This is part of a blog series from genetic counselors at the Basser Center. This was written by Jessica Ebrahimzadeh, MS, LCGC.
Thanksgiving is a day set aside to express gratitude and share a meal with loved ones. Maybe your Thursday will be filled with traditions like watching football or scouting out Black Friday deals; but did you know that Thanksgiving Day is also National Family Health History Day?
National Family History Day was specifically created to encourage families to share health information while everyone is gathered. Families can share many things such as their environment, lifestyle, and importantly, their genetics. Being aware of health concerns that affect biological relatives can help identify significant patterns that may impact you (and vice versa). Some examples of meaningful information to share can include things like high blood pressure, heart disease, diabetes, and cancer history.
Tips for collecting family health history:
- Try to collect health information for those closest to you (parents, siblings, children, grandparents, aunts/uncles, cousins)
- Ask the “elders” information, if they are willing to share.
- What ages were people diagnosed with the health condition?
- Around what ages did people die? Why?
- Did any family members have big surgeries? Why?
- Find a way to organize/document family health information (binder, word document, my family health portrait; review it annually or be sure to add new information as your family history evolves.
It’s also strongly encouraged to share genetic information with biological relatives, especially if you’ve tested positive for a gene mutation. Sharing genetic results related to an increased risk of developing cancer, such as BRCA1/2, is so important because it may allow other at risk family members to take specific actions to prevent or reduce cancer.
As a genetic counselor in the Cancer Risk Evaluation Program at Penn Medicine, part of my role is to help people navigate how to share their genetic testing results and identify the most important relatives to test. While collecting and reviewing family histories, genetic counselors try to understand family dynamics and values. Part of this process includes learning about the different types of relationships given that it shapes the communication style.
Some families with a strong connection and open communication style circulate genetic results with very little outside intervention. Other families may have more of a challenging time with distributing this information. For example, there are some circumstances when an individual may maintain a strong desire to not share their genetic results with family members. Although, more commonly, people may not share results simply because they don’t feel confident in explaining or communicating genetic information. Understandably, some people may feel genetics and risk information is too complex to explain. For others, it may be an emotional burden to have the responsibility of informing family members that they may be at risk for cancer (especially for parents or siblings). Genetic counselors can be a good resource if you’re having a hard time navigating this process. Although they cannot directly reach out to family members, they can create a plan for family communication and can provide resources to help disseminate information to at risk family members.

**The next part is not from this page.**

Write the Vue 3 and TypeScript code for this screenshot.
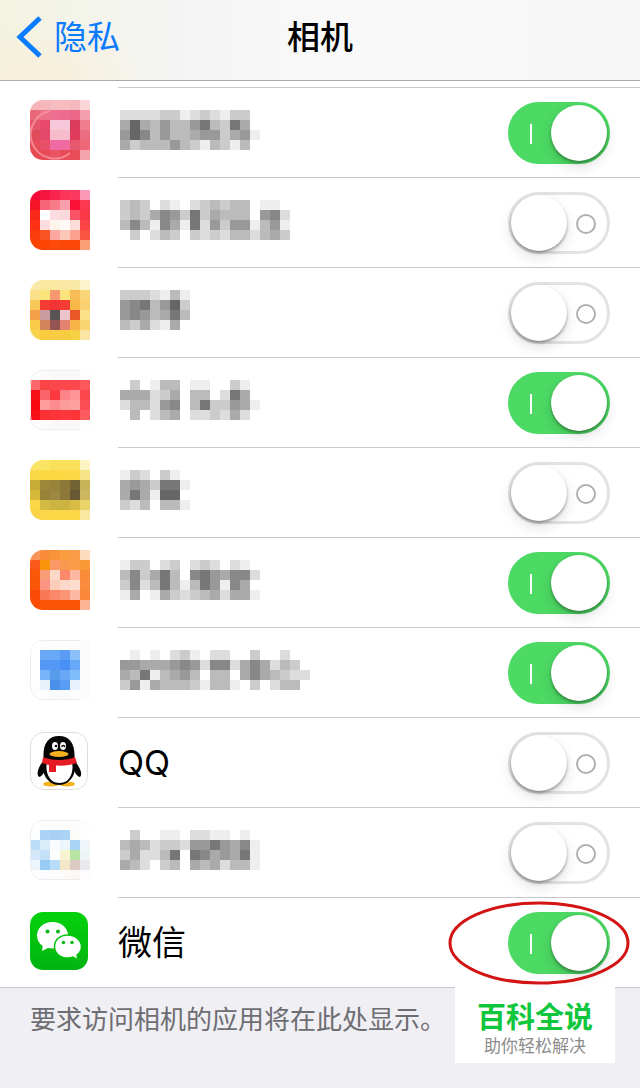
<script setup lang="ts">
import { ref } from 'vue'

type Icon = 'qq' | 'wechat' | string[]

interface AppRow {
  id: string
  icon: Icon
  name?: string
  mask?: string[]
  enabled: boolean
  ring?: boolean
  outlined?: boolean
  circled?: boolean
}

const rows = ref<AppRow[]>([
  {
    id: 'a1',
    enabled: true,
    ring: true,
    icon: [
      'f5b5b8 f5b8ba f6bcc0 f6bcc0 f5b9bc fad6d8',
      'e86878 ec7088 ee6f92 ee6b90 ec6888 f59fac',
      'e6566a e8486a f8c8da f8c8da dc3c5c f07c8c',
      'e04c5c e4486a f6bccc f6bccc e23c5c ec6c80',
      'e64c5a e8506a f06aa4 f06aa0 e6586c ee6878',
      'e84a52 e84a58 ea5464 e84a58 e84c58 f6a4ac',
    ],
    mask: ['ddddccedcdeccf', 'a6ab9bb97bc7af', '968b9bba99ca9e', 'acbbb9bcebcebf'],
  },
  {
    id: 'a2',
    enabled: false,
    icon: [
      'f40a38 f61440 fa2450 fb3458 fb3860 fc98b8',
      'f41428 f86478 f87c88 faa0ac fc1038 fb3850',
      'fa2818 ffffff fbdce0 fbd8dc fb5468 fb3848',
      'fb3014 fcdcdc fff4ec fffaf6 fddcd8 fb4448',
      'fb3c0c fb5424 fca8a0 fcc8b8 fca090 fb5440',
      'fb4404 fb4404 fb4a0c fb4808 fb4808 fca078',
    ],
    mask: ['cbcfdefdcbcbbfee', 'cbca89c7cabbbf98d', 'b8be8ae7d9c99eb9e', 'fcfdbcfcdcdbbdbac'],
  },
  {
    id: 'a3',
    enabled: false,
    icon: [
      'faeaa8 fae8a0 fae8a0 fae8a4 fae8a8 fcf2cc',
      'fae088 fce47c f89870 fce47c f8bc54 fad478',
      'f8c858 f43c34 f23434 f43c34 f8b848 fad070',
      'f4a048 c89ca0 585454 ecc4cc e85828 fae088',
      'f8cc48 d4845c 945454 e48470 f8b448 fad470',
      'f8d44c f8cc3c f8cc44 f8cc40 f8d044 fae4a4',
    ],
    mask: ['cccdebe', '987b96c', '989ba7b', 'bcadeaf'],
  },
  {
    id: 'a4',
    enabled: true,
    outlined: true,
    icon: [
      'fdfcfc fcfafb fbf8fa fbf8fa fbf8fa fefcfd',
      'fb686c fb4448 fc484c fc484c fc484c fc585c',
      'f81018 fb6468 fc3840 fc8488 fc9498 fc484c',
      'fa0810 fc9c9c fc8c90 fc9c9c fca0a0 fc4c54',
      'f81018 fb3034 fc3438 fc383c fc3438 fc5c60',
      'fdfcfc fcfafb fbf8fa fbf8fa fbf8fa fefdfe',
    ],
    mask: ['fcfebbfeeffcef', 'aaadcafbbfd7af', 'dbbd98fb7cc9ae', 'fbfdbafddcdadf'],
  },
  {
    id: 'a5',
    enabled: false,
    icon: [
      'fae468 fae464 fae058 fae058 fae058 fcf4c4',
      'fad848 fcd844 fcd844 fcd844 fcd848 f8e488',
      'c8ac38 9c8838 988438 8c7838 746434 c8b458',
      'd8b838 988438 9c8840 8c7838 685834 ccb860',
      'fcd848 d4bc44 ccb440 ccb440 d8bc44 e8d468',
      'fad444 fcd848 fcd848 fcd848 fcd848 fae8a0',
    ],
    mask: ['ecdfcef', 'a9ac77e', 'a7ae66f', 'cdbfbbe'],
  },
  {
    id: 'a6',
    enabled: true,
    icon: [
      'f89458 f88c38 fa9438 fa9c40 fa9c48 fcdcbc',
      'fa5818 fa9408 fb9868 fa9850 fa9c48 fa9838',
      'fa5808 fb9c78 fcd8c8 fb8868 fcb8a0 fa8c38',
      'fa5808 fb9480 fcccb8 fcd8cc fcdccc fa8c40',
      'fa4c08 fa7854 fb8868 fb9474 fcb8a0 fa8838',
      'fa4c04 fb5404 fb5404 fb5404 fb5404 fcb494',
    ],
    mask: ['eccfdcfdcdfdef', 'b8ca7bf879a88d', 'c8db7beb79e8af', 'eafeacdcbadaae'],
  },
  {
    id: 'a7',
    enabled: true,
    outlined: true,
    icon: [
      'ffffff fdfdfd fdfdfd fdfdfd fdfdfd fcfcfc',
      'ffffff 68a8f4 68a8f8 589cf6 8cc0f8 fcfcfc',
      'ffffff 5498f4 5498f6 4890f6 68a8f8 fcfcfc',
      'ffffff 78b4fa 589cec 68a8f4 80bcfa fcfcfc',
      'fdfdfd e8f0fa 4890ec 589cf6 e8f0fc fcfcfc',
      'fdfdfd fdfdfd f8fafc f8fafc fdfdfd fcfcfc',
    ],
    mask: ['fefefdcefddffcffdff', '99aaa989d88da8adbcf', 'ab7eba9bfbbfa8abcdd', 'c9eabbbcebbefcfdbbf'],
  },
  { id: 'qq', name: 'QQ', icon: 'qq', enabled: false },
  {
    id: 'a9',
    enabled: false,
    outlined: true,
    icon: [
      'fefefe fdfdfd fcfcfc fcfcfc fdfdfd fdfdfd',
      'fcfdfe acd4f6 a8d0f4 acd4f6 fcfcf8 fefefe',
      'bcdcf8 d8ecfa f8fcfe ecf6fc a8d4f6 f0f6fa',
      'd4e8fa c4e0f8 fcfefe f8f4d0 b8e4a4 ecf4f4',
      'ecf4fc 98ccf4 b8dcf8 f4e8c8 dccac4 eaeaee',
      'fdfdfe fcfdfe fcfcfc fdfbfa fdf8f6 fefcfc',
    ],
    mask: ['fcffeefddeefef', 'babdccd9979a8e', 'caddb7f78a9a7e', 'abdfcbfabadbbe'],
  },
  { id: 'wechat', name: '微信', icon: 'wechat', enabled: true, circled: true },
])

const cells = (icon: Icon): { x: number; y: number; fill: string }[] =>
  Array.isArray(icon)
    ? icon.flatMap((line, y) => line.split(' ').map((c, x) => ({ x: x * 10, y: y * 10, fill: '#' + c })))
    : []

const greys = (mask: string[]): { x: number; y: number; fill: string }[] =>
  mask.flatMap((line, y) => [...line].map((c, x) => ({ x: x * 10, y: y * 10, fill: '#' + c + c + c })))
</script>

<template>
  <div class="page" lang="zh-CN">
    <header class="bar">
      <a class="back" href="#">
        <svg width="26" height="42" viewBox="0 0 26 42" aria-hidden="true">
          <path d="M24 2 4 21 24 40" fill="none" stroke="#0a7aff" stroke-width="5" />
        </svg>
        <span>隐私</span>
      </a>
      <h1>相机</h1>
    </header>

    <main>
      <ul class="list">
        <li v-for="row in rows" :key="row.id">
          <label class="row">
            <span class="icon">
              <svg v-if="row.icon === 'qq'" width="60" height="60" viewBox="0 0 60 60" aria-hidden="true">
                <rect x=".5" y="2.5" width="57" height="57" rx="13" fill="#fff" stroke="#dedede" />
                <ellipse cx="21" cy="54" rx="8" ry="2.5" fill="#f2b01e" />
                <ellipse cx="37" cy="54" rx="8" ry="2.5" fill="#f2b01e" />
                <path d="M14 30C8 37 6 44 9 47c2 0 4-3 6-6zM44 30c6 7 9 14 6 17-2 0-4-3-6-6z" fill="#050505" />
                <path d="M29 6C18 6 13 14 13.500 27c-1 7-1 15 2 20 3 5 8 8 13.500 8s10.500-3 13.500-8c3-5 3-13 2-20C45 14 40 6 29 6z" fill="#050505" />
                <path d="M17 32h25c2 10-2 21-12.500 21S15 42 17 32z" fill="#fff" />
                <path d="M13 27c9 4 23 4 32 0l2 6c-6 2-13 3-21 2.500V42h-7v-7l-7-2z" fill="#e51c23" />
                <ellipse cx="25" cy="16" rx="3" ry="4" fill="#fff" />
                <ellipse cx="33" cy="16" rx="3" ry="4" fill="#fff" />
                <circle cx="26" cy="16" r="1.300" fill="#050505" />
                <path d="M31.500 17c1-2 2.500-2 3.500 0" fill="none" stroke="#050505" stroke-width="1.300" />
                <ellipse cx="29" cy="24" rx="9.500" ry="3" fill="#f9b01e" />
              </svg>
              <svg v-else-if="row.icon === 'wechat'" width="60" height="60" viewBox="0 0 60 60" aria-hidden="true">
                <defs>
                  <linearGradient id="wechat-green" x1="0" y1="0" x2="0" y2="1">
                    <stop offset="0" stop-color="#04d20c" />
                    <stop offset="1" stop-color="#02b312" />
                  </linearGradient>
                </defs>
                <rect y="2" width="58" height="58" rx="13" fill="url(#wechat-green)" />
                <path d="M22.500 12C13.500 12 7 18 7 25.500c0 4.500 2.200 8 5.700 10.500L12 41l6-3c9 2 20-2 20-12.500C38 18 31.500 12 22.500 12z" fill="#fff" />
                <circle cx="17.500" cy="21.500" r="2" fill="#07b714" />
                <circle cx="28" cy="21.500" r="2" fill="#07b714" />
                <path d="M37.500 25C30 25 24.500 30 24.500 36.500S30 48 37.500 48c2 0 4-.4 5.500-1l5 3-1-5c3-2 4.500-5 4.500-8.500C51.500 30 45 25 37.500 25z" fill="#fff" stroke="#06c310" stroke-width="1.500" />
                <circle cx="33.500" cy="32.500" r="1.700" fill="#07b714" />
                <circle cx="42" cy="32.500" r="1.700" fill="#07b714" />
              </svg>
              <svg v-else class="tile" width="60" height="60" viewBox="0 0 60 60" shape-rendering="crispEdges" aria-hidden="true">
                <rect v-for="c in cells(row.icon)" :key="`${c.x}-${c.y}`" :x="c.x" :y="c.y" width="10" height="10" :fill="c.fill" />
                <path v-if="row.ring" d="M20 11A24 24 0 1 0 40 53" fill="none" stroke="#f8a0a8" stroke-width="2" opacity=".7" shape-rendering="auto" />
                <path v-if="row.outlined" d="M50 .5H14Q.5 .5 .5 14V46Q.5 59.500 14 59.500H50" fill="none" stroke="#ededf0" shape-rendering="auto" />
              </svg>
            </span>

            <span class="cell">
              <span v-if="row.name" class="name">{{ row.name }}</span>
              <svg v-else-if="row.mask" class="mask" :width="row.mask[1].length * 10" height="40" shape-rendering="crispEdges" aria-hidden="true">
                <rect v-for="c in greys(row.mask)" :key="`${c.x}-${c.y}`" :x="c.x" :y="c.y" width="10" height="10" :fill="c.fill" />
              </svg>
              <span class="control">
                <input v-model="row.enabled" class="switch" type="checkbox" role="switch" />
                <svg v-if="row.circled" class="circle" width="182" height="84" viewBox="0 0 182 84" aria-hidden="true">
                  <ellipse cx="91" cy="42" rx="89" ry="40" fill="none" stroke="#d31414" stroke-width="3" />
                </svg>
              </span>
            </span>
          </label>
        </li>
      </ul>

      <footer class="foot">
        <p class="note">要求访问相机的应用将在此处显示。</p>
        <div class="stamp">
          <strong>百科全说</strong>
          <span>助你轻松解决</span>
        </div>
      </footer>
    </main>
  </div>
</template>

<style>
body {
  margin: 0;
  background: #efeff4;
}
</style>

<style scoped>
.page {
  min-height: 100vh;
  background: #efeff4;
  color: #000;
  font-family: Inter, "Noto Sans CJK SC", sans-serif;
}

.bar {
  display: grid;
  grid-template-columns: 1fr auto 1fr;
  align-items: center;
  height: 74px;
  padding: 0 16px 6px;
  border-bottom: 1px solid #acacac;
  background:
    radial-gradient(ellipse 110px 60px at 40px 80px, #f8efd9, transparent),
    linear-gradient(90deg, #f2f3e0, #f4f4ee 110px, #f4f4f4 180px, #f8f9f8 320px, #f6f7f6);
}

.back {
  display: flex;
  align-items: center;
  gap: 12px;
  color: #0a7aff;
  font-size: 33px;
  line-height: 40px;
  font-weight: 400;
  text-decoration: none;
}

h1 {
  margin: 0;
  font-size: 33px;
  line-height: 40px;
  font-weight: 500;
}

.list {
  margin: 0;
  padding: 6px 0 0;
  list-style: none;
  background: #fff;
}

.list::before {
  content: "";
  display: block;
  height: 1px;
  margin-left: 118px;
  background: #c8c7cc;
}

.row {
  display: flex;
  height: 90px;
}

.icon {
  flex: none;
  width: 118px;
  box-sizing: border-box;
  padding: 12px 0 0 30px;
}

.icon svg {
  display: block;
}

.tile {
  border-radius: 13px 0 0 13px;
}

.cell {
  flex: 1;
  display: flex;
  align-items: center;
  justify-content: space-between;
  padding-right: 30px;
  border-bottom: 1px solid #c8c7cc;
}

li:last-child {
  border-bottom: 1px solid #c8c7cc;
}

li:last-child .row {
  height: 89px;
}

li:last-child .cell {
  border-bottom: 0;
}

.name {
  font-size: 34px;
  line-height: 44px;
  font-weight: 400;
}

.mask {
  margin: 0 0 6px 2px;
}

.control {
  position: relative;
  display: flex;
}

.switch {
  appearance: none;
  position: relative;
  width: 102px;
  height: 62px;
  margin: 0;
  box-sizing: border-box;
  border: 3px solid #e3e3e3;
  border-radius: 31px;
  background: #fff;
}

.switch::before {
  content: "";
  position: absolute;
  top: 0;
  left: 0;
  width: 56px;
  height: 56px;
  border-radius: 50%;
  background: #fff;
  box-shadow: 0 2px 3px rgba(0, 0, 0, 0.35), 0 6px 14px rgba(0, 0, 0, 0.12);
}

.switch::after {
  content: "";
  position: absolute;
  top: 19px;
  right: 11px;
  width: 20px;
  height: 20px;
  box-sizing: border-box;
  border: 2px solid #b0b0b0;
  border-radius: 50%;
}

.switch:checked {
  border-color: #4cd964;
  background: #4cd964;
}

.switch:checked::before {
  left: 40px;
}

.switch:checked::after {
  left: 19px;
  width: 2px;
  border: 0;
  border-radius: 0;
  background: #fff;
}

.circle {
  position: absolute;
  top: -11px;
  right: -20px;
  pointer-events: none;
}

.foot {
  position: relative;
  padding: 12px 30px;
}

.note {
  margin: 0;
  color: #6d6d72;
  font-size: 26px;
  line-height: 40px;
  font-weight: 400;
}

.stamp {
  position: absolute;
  top: -1px;
  right: 25px;
  width: 160px;
  height: 76px;
  box-sizing: border-box;
  padding-top: 14px;
  display: flex;
  flex-direction: column;
  align-items: center;
  background: #fff;
}

.stamp strong {
  color: #0fc63c;
  font-size: 29px;
  line-height: 34px;
  font-weight: 700;
}

.stamp span {
  color: #8c8c8c;
  font-size: 17px;
  line-height: 22px;
}
</style>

Tips for sharing genetic testing results:
- Genetic counselors can send you a "family letter," which includes information to help explain your genetic testing results and how it may impact the family member(s) you choose to send it to.
- Be prepared to share a copy of your genetic testing result in order for family members to have the correct testing performed.

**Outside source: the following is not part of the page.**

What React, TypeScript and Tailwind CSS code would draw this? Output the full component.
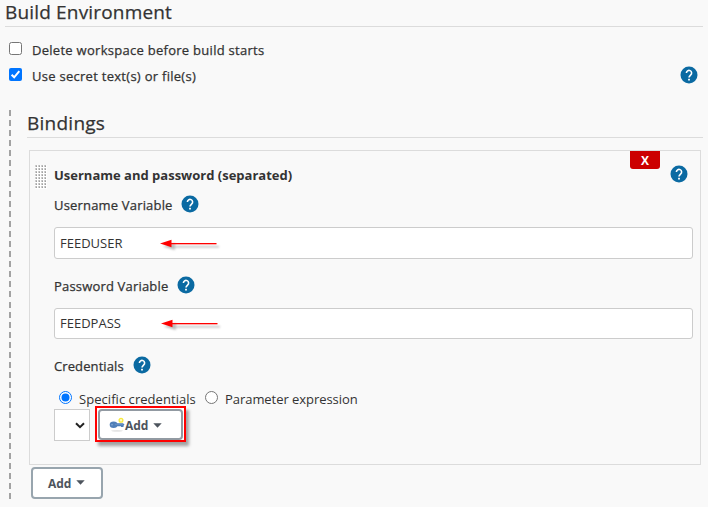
import React from 'react';

function Help() {
  return (
    <svg className="h-[18px] w-[18px] shrink-0" viewBox="0 0 18 18">
      <circle cx="9" cy="9" r="8.5" fill="#0b6aa2" />
      <path d="M6.4 7a2.6 2.6 0 1 1 4.3 1.95C9.8 9.8 9 10.3 9 11.6" fill="none" stroke="#fff" strokeWidth="1.6" />
      <rect x="8.1" y="12.8" width="1.8" height="1.7" fill="#fff" />
    </svg>
  );
}

function Checkbox({ checked = false }: { checked?: boolean }) {
  return (
    <svg className="h-[13px] w-[13px] shrink-0" viewBox="0 0 13 13">
      {checked ? (
        <>
          <rect width="13" height="13" rx="2" fill="#0075ff" />
          <path d="M2.6 6.7 5.2 9.3 10.3 3.2" fill="none" stroke="#fff" strokeWidth="2" />
        </>
      ) : (
        <rect x="0.5" y="0.5" width="12" height="12" rx="2" fill="#fff" stroke="#767676" />
      )}
    </svg>
  );
}

function Radio({ checked = false }: { checked?: boolean }) {
  return (
    <svg className="h-[13px] w-[13px] shrink-0" viewBox="0 0 13 13">
      <circle cx="6.5" cy="6.5" r="6" fill="#fff" stroke={checked ? '#0075ff' : '#767676'} />
      {checked && <circle cx="6.5" cy="6.5" r="4" fill="#0075ff" />}
    </svg>
  );
}

function Arrow() {
  return (
    <svg className="h-4 w-[64px] shrink-0 overflow-visible" viewBox="0 0 64 16">
      <g fill="#555" opacity="0.4" transform="translate(3 3)" className="blur-[1px]">
        <path d="M0 7.5 12 4v7z" />
        <rect x="11" y="7" width="45" height="1.5" />
      </g>
      <path d="M0 7.5 11.5 3.8v7.4z" fill="#f00" />
      <rect x="11" y="7" width="45.5" height="1.3" fill="#f00" />
    </svg>
  );
}

function Grip() {
  const cells: React.ReactNode[] = [];
  for (let r = 0; r < 8; r++) {
    for (let c = 0; c < 4; c++) {
      cells.push(<rect key={`${r}-${c}`} x={c * 3} y={r * 3} width="2" height="2" fill="#cfcfcf" />);
      cells.push(<rect key={`${r}-${c}b`} x={c * 3 + 1} y={r * 3} width="1" height="1" fill="#b8b8b8" />);
      cells.push(<rect key={`${r}-${c}c`} x={c * 3 + 1} y={r * 3 + 1} width="1" height="1" fill="#a0a0a0" />);
    }
  }
  return (
    <svg className="h-6 w-3 shrink-0" viewBox="0 0 12 24" shapeRendering="crispEdges">
      <rect width="12" height="24" fill="#fff" />
      {cells}
    </svg>
  );
}

function Key() {
  return (
    <svg className="h-4 w-4 shrink-0" viewBox="0 0 16 16">
      <ellipse cx="8" cy="13.8" rx="6" ry="0.9" fill="#e4e4e4" />
      <circle cx="12" cy="3.2" r="1.9" fill="#fffbc0" stroke="#f7ea3c" strokeWidth="1.3" />
      <ellipse cx="4.6" cy="7.8" rx="3.9" ry="3.3" fill="#4f7fb8" />
      <path d="M7 6.2h7l1.5 1.3-1 1.2v1.4h-2.5V9.3H7z" fill="#4f7fb8" />
      <circle cx="3" cy="7.7" r="0.8" fill="#8fb0d8" />
      <path d="M6 7.3h8" stroke="#7199cc" strokeWidth="0.7" />
    </svg>
  );
}

function Caret() {
  return (
    <svg className="h-[5px] w-[9px] shrink-0" viewBox="0 0 9 5">
      <path d="M0.3 0.3h8.4L4.5 4.7z" fill="#4d545d" />
    </svg>
  );
}

export default function App() {
  return (
    <div className="h-[507px] w-[708px] overflow-hidden whitespace-nowrap bg-[#f9f9f9] pl-[5px] pr-[5px] font-['Open_Sans','Noto_Sans',sans-serif] text-[13px] text-[#333]">
      <h1 className="h-[27px] border-b border-[#dcdcdc] text-[19px] leading-[25px] tracking-[0.17px] [-webkit-text-stroke:0.25px_#333]">Build Environment</h1>
      <div className="mt-[10px] flex h-[26px] pl-1">
        <div className="mt-[5px]"><Checkbox /></div>
        <span className="ml-[10px] leading-[27px] tracking-[0.28px] [-webkit-text-stroke:0.25px_#333]">Delete workspace before build starts</span>
      </div>
      <div className="flex h-[26px] pl-1">
        <div className="mt-[5px]"><Checkbox checked /></div>
        <span className="ml-[10px] leading-[27px] tracking-[0.28px] [-webkit-text-stroke:0.25px_#333]">Use secret text(s) or file(s)</span>
        <div className="ml-auto mr-[5px] mt-[3px]"><Help /></div>
      </div>

      <div className="ml-1 mt-[21px] flex h-[389px]">
        <div className="h-[389px] w-[2px] shrink-0 bg-[repeating-linear-gradient(to_bottom,#a3a3a3_0px,#a3a3a3_6px,transparent_6px,transparent_10.08px)]" />
        <div className="ml-4 flex-1">
          <h2 className="h-[28px] border-b border-[#dcdcdc] text-[19px] leading-[26px] tracking-[0.25px] [-webkit-text-stroke:0.25px_#333]">Bindings</h2>
          <section className="ml-[2px] mr-[2px] mt-[12px] h-[315px] border border-[#dcdcdc]">
            <div className="flex h-[38px] pl-[5px]">
              <div className="mt-[14px]"><Grip /></div>
              <span className="ml-[7px] mt-[14px] font-bold leading-5">Username and password (separated)</span>
              <button className="ml-auto flex h-[18px] w-[30px] items-center justify-center rounded-b-[3px] bg-[#c00] pt-px text-[12px] font-bold text-white">X</button>
              <div className="ml-[10px] mr-[12px] mt-[14px]"><Help /></div>
            </div>
            <div className="pl-6 pr-[7px]">
              <div className="flex h-[38px]">
                <span className="mt-[6px] leading-5 tracking-[0.18px] [-webkit-text-stroke:0.25px_#333]">Username Variable</span>
                <div className="ml-[8px] mt-[6px]"><Help /></div>
              </div>
              <div className="flex h-8 items-center rounded-[3px] border border-[#ccc] bg-white pl-[5px] pt-[2px]">
                <span className="w-[100px]">FEEDUSER</span>
                <Arrow />
              </div>
              <div className="flex h-[49px]">
                <span className="mt-[17px] leading-5 tracking-[0.18px] [-webkit-text-stroke:0.25px_#333]">Password Variable</span>
                <div className="ml-[9px] mt-[17px]"><Help /></div>
              </div>
              <div className="flex h-[31px] items-center rounded-[3px] border border-[#ccc] bg-white pl-[5px]">
                <span className="w-[101px] pt-px">FEEDPASS</span>
                <Arrow />
              </div>
              <div className="flex h-[50px]">
                <span className="mt-[17px] leading-5 tracking-[0.1px] [-webkit-text-stroke:0.25px_#333]">Credentials</span>
                <div className="ml-[9px] mt-[17px]"><Help /></div>
              </div>
              <div className="flex h-5 pl-[5px]">
                <div className="mt-[2px]"><Radio checked /></div>
                <span className="ml-[7px] w-[126px] leading-5 tracking-[0.05px]">Specific credentials</span>
                <div className="mt-[2px]"><Radio /></div>
                <span className="ml-[7px] leading-5 tracking-[-0.05px]">Parameter expression</span>
              </div>
              <div className="flex">
                <div className="flex h-8 w-9 items-center justify-end border border-[#ccc] bg-white pr-1">
                  <svg className="h-[7px] w-[10px]" viewBox="0 0 10 7"><path d="M1 1.2 5 5.2 9 1.2" fill="none" stroke="#222" strokeWidth="2" /></svg>
                </div>
                <div className="-mt-[3px] ml-[5px] h-[36px] w-[91px] border-2 border-[#f00] bg-white px-px pt-px shadow-[3px_4px_3px_rgba(0,0,0,0.35)]">
                  <button className="flex h-full w-full items-center rounded-[4px] border-2 border-[#929aa2] bg-white pl-[9px] text-[12px] font-bold text-[#4d545d]">
                    <Key />
                    <span className="pt-[2px]">Add</span>
                    <span className="ml-[5px] pt-px"><Caret /></span>
                  </button>
                </div>
              </div>
            </div>
          </section>
          <button className="ml-1 mt-[2px] flex h-8 w-[72px] items-center rounded-[4px] border-2 border-[#98a5ae] bg-white pl-[15px] text-[12px] font-bold text-[#4d545d]">
            <span className="pt-[2px]">Add</span>
            <span className="-mt-px ml-[5px] flex"><Caret /></span>
          </button>
        </div>
      </div>
    </div>
  );
}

- Men should be part of the conversation (yes – men should have BRCA1/2 testing too!).
- Find your family “kin keeper” and share your results with them to help disseminate (i.e. this is the person who maintains relationships across many family members, coordinates family functions, the family “glue”).
- If you’re thinking about sharing results with your children, click here for a booklet from FORCE and NSGC to help facilitate the process. Click here for an additional resource page.
- All families are different; respect the approach the fits best with your communication style.